** What is expected **
It is required that all of the data be written out exactly.

─── Source excerpt ───

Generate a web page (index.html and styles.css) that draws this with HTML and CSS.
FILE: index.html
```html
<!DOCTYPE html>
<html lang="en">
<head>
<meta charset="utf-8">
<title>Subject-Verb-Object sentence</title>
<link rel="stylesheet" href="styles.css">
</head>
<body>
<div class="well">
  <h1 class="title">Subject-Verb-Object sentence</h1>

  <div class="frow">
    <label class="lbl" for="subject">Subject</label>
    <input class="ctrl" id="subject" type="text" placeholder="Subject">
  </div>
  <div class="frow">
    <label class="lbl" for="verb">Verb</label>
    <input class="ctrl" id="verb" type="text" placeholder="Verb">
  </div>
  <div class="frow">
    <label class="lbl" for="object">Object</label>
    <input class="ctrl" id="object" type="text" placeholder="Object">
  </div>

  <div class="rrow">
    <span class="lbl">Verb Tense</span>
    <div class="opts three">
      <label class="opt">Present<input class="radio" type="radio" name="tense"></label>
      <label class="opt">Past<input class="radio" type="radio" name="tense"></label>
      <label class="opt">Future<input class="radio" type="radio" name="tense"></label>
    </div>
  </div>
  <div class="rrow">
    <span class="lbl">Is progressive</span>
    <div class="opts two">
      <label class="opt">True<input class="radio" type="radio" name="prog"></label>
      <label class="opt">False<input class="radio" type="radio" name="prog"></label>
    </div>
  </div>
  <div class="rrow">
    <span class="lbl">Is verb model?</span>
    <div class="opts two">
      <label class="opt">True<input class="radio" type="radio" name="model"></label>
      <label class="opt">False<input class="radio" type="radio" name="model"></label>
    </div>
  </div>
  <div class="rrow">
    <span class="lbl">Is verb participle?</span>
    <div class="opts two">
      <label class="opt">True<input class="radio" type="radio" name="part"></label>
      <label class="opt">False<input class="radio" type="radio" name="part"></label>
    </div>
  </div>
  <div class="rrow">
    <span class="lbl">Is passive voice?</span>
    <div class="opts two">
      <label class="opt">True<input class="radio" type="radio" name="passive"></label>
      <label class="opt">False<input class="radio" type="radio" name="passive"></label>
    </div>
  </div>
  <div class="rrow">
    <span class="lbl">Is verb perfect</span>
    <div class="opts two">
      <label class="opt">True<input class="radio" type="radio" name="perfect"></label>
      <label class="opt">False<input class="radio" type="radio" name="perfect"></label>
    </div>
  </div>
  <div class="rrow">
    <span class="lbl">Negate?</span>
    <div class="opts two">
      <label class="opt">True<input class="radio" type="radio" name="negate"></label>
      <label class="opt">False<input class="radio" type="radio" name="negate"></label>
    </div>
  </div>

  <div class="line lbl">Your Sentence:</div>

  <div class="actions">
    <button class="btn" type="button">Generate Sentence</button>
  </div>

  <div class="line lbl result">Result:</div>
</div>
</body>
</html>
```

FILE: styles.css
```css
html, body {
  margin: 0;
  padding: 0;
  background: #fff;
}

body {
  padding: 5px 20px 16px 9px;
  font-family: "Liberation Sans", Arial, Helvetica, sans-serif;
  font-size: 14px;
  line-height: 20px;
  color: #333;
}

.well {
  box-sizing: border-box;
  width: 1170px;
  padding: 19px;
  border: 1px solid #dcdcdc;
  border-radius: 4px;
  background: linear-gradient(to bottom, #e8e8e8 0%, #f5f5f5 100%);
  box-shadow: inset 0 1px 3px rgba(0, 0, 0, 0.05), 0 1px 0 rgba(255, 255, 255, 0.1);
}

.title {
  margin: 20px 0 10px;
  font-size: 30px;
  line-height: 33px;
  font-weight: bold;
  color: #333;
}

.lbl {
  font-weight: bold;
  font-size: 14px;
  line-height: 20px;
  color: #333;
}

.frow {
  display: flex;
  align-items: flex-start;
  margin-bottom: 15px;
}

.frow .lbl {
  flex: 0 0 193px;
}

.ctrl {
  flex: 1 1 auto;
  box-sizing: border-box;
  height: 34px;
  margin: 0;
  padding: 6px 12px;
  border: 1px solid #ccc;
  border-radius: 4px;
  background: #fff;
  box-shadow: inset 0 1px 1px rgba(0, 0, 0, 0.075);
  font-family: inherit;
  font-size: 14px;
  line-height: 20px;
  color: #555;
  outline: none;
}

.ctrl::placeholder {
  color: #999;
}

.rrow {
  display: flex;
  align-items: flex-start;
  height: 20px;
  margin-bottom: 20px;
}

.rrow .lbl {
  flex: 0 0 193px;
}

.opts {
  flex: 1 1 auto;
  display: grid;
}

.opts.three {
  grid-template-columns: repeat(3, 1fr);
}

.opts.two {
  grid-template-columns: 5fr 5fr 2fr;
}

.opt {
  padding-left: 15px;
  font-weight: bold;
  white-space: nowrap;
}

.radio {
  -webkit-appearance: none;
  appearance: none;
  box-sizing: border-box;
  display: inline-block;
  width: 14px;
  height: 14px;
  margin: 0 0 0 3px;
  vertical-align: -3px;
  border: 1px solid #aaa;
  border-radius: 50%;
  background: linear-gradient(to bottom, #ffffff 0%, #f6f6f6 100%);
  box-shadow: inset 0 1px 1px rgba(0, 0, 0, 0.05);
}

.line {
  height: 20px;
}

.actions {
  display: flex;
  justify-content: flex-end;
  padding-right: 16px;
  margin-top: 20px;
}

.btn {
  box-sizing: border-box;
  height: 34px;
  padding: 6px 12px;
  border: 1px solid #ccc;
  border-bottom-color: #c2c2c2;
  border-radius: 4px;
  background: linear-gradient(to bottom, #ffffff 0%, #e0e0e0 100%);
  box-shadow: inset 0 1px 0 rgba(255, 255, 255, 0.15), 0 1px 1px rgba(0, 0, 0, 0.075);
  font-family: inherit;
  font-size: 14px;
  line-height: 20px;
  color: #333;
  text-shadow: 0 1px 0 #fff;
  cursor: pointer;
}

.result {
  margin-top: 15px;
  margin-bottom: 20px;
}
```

───

** Response **
Generate a web page (index.html and styles.css) that draws this with HTML and CSS.
FILE: index.html
```html
<!DOCTYPE html>
<html lang="en">
<head>
<meta charset="utf-8">
<title>Subject-Verb-Object sentence</title>
<link rel="stylesheet" href="styles.css">
</head>
<body>
<div class="well">
  <h1 class="title">Subject-Verb-Object sentence</h1>

  <div class="frow">
    <label class="lbl" for="subject">Subject</label>
    <input class="ctrl" id="subject" type="text" placeholder="Subject">
  </div>
  <div class="frow">
    <label class="lbl" for="verb">Verb</label>
    <input class="ctrl" id="verb" type="text" placeholder="Verb">
  </div>
  <div class="frow">
    <label class="lbl" for="object">Object</label>
    <input class="ctrl" id="object" type="text" placeholder="Object">
  </div>

  <div class="rrow">
    <span class="lbl">Verb Tense</span>
    <div class="opts three">
      <label class="opt">Present<input class="radio" type="radio" name="tense"></label>
      <label class="opt">Past<input class="radio" type="radio" name="tense"></label>
      <label class="opt">Future<input class="radio" type="radio" name="tense"></label>
    </div>
  </div>
  <div class="rrow">
    <span class="lbl">Is progressive</span>
    <div class="opts two">
      <label class="opt">True<input class="radio" type="radio" name="prog"></label>
      <label class="opt">False<input class="radio" type="radio" name="prog"></label>
    </div>
  </div>
  <div class="rrow">
    <span class="lbl">Is verb model?</span>
    <div class="opts two">
      <label class="opt">True<input class="radio" type="radio" name="model"></label>
      <label class="opt">False<input class="radio" type="radio" name="model"></label>
    </div>
  </div>
  <div class="rrow">
    <span class="lbl">Is verb participle?</span>
    <div class="opts two">
      <label class="opt">True<input class="radio" type="radio" name="part"></label>
      <label class="opt">False<input class="radio" type="radio" name="part"></label>
    </div>
  </div>
  <div class="rrow">
    <span class="lbl">Is passive voice?</span>
    <div class="opts two">
      <label class="opt">True<input class="radio" type="radio" name="passive"></label>
      <label class="opt">False<input class="radio" type="radio" name="passive"></label>
    </div>
  </div>
  <div class="rrow">
    <span class="lbl">Is verb perfect</span>
    <div class="opts two">
      <label class="opt">True<input class="radio" type="radio" name="perfect"></label>
      <label class="opt">False<input class="radio" type="radio" name="perfect"></label>
    </div>
  </div>
  <div class="rrow">
    <span class="lbl">Negate?</span>
    <div class="opts two">
      <label class="opt">True<input class="radio" type="radio" name="negate"></label>
      <label class="opt">False<input class="radio" type="radio" name="negate"></label>
    </div>
  </div>

  <div class="line lbl">Your Sentence:</div>

  <div class="actions">
    <button class="btn" type="button">Generate Sentence</button>
  </div>

  <div class="line lbl result">Result:</div>
</div>
</body>
</html>
```

FILE: styles.css
```css
html, body {
  margin: 0;
  padding: 0;
  background: #fff;
}

body {
  padding: 5px 20px 16px 9px;
  font-family: "Liberation Sans", Arial, Helvetica, sans-serif;
  font-size: 14px;
  line-height: 20px;
  color: #333;
}

.well {
  box-sizing: border-box;
  width: 1170px;
  padding: 19px;
  border: 1px solid #dcdcdc;
  border-radius: 4px;
  background: linear-gradient(to bottom, #e8e8e8 0%, #f5f5f5 100%);
  box-shadow: inset 0 1px 3px rgba(0, 0, 0, 0.05), 0 1px 0 rgba(255, 255, 255, 0.1);
}

.title {
  margin: 20px 0 10px;
  font-size: 30px;
  line-height: 33px;
  font-weight: bold;
  color: #333;
}

.lbl {
  font-weight: bold;
  font-size: 14px;
  line-height: 20px;
  color: #333;
}

.frow {
  display: flex;
  align-items: flex-start;
  margin-bottom: 15px;
}

.frow .lbl {
  flex: 0 0 193px;
}

.ctrl {
  flex: 1 1 auto;
  box-sizing: border-box;
  height: 34px;
  margin: 0;
  padding: 6px 12px;
  border: 1px solid #ccc;
  border-radius: 4px;
  background: #fff;
  box-shadow: inset 0 1px 1px rgba(0, 0, 0, 0.075);
  font-family: inherit;
  font-size: 14px;
  line-height: 20px;
  color: #555;
  outline: none;
}

.ctrl::placeholder {
  color: #999;
}

.rrow {
  display: flex;
  align-items: flex-start;
  height: 20px;
  margin-bottom: 20px;
}

.rrow .lbl {
  flex: 0 0 193px;
}

.opts {
  flex: 1 1 auto;
  display: grid;
}

.opts.three {
  grid-template-columns: repeat(3, 1fr);
}

.opts.two {
  grid-template-columns: 5fr 5fr 2fr;
}

.opt {
  padding-left: 15px;
  font-weight: bold;
  white-space: nowrap;
}

.radio {
  -webkit-appearance: none;
  appearance: none;
  box-sizing: border-box;
  display: inline-block;
  width: 14px;
  height: 14px;
  margin: 0 0 0 3px;
  vertical-align: -3px;
  border: 1px solid #aaa;
  border-radius: 50%;
  background: linear-gradient(to bottom, #ffffff 0%, #f6f6f6 100%);
  box-shadow: inset 0 1px 1px rgba(0, 0, 0, 0.05);
}

.line {
  height: 20px;
}

.actions {
  display: flex;
  justify-content: flex-end;
  padding-right: 16px;
  margin-top: 20px;
}

.btn {
  box-sizing: border-box;
  height: 34px;
  padding: 6px 12px;
  border: 1px solid #ccc;
  border-bottom-color: #c2c2c2;
  border-radius: 4px;
  background: linear-gradient(to bottom, #ffffff 0%, #e0e0e0 100%);
  box-shadow: inset 0 1px 0 rgba(255, 255, 255, 0.15), 0 1px 1px rgba(0, 0, 0, 0.075);
  font-family: inherit;
  font-size: 14px;
  line-height: 20px;
  color: #333;
  text-shadow: 0 1px 0 #fff;
  cursor: pointer;
}

.result {
  margin-top: 15px;
  margin-bottom: 20px;
}
```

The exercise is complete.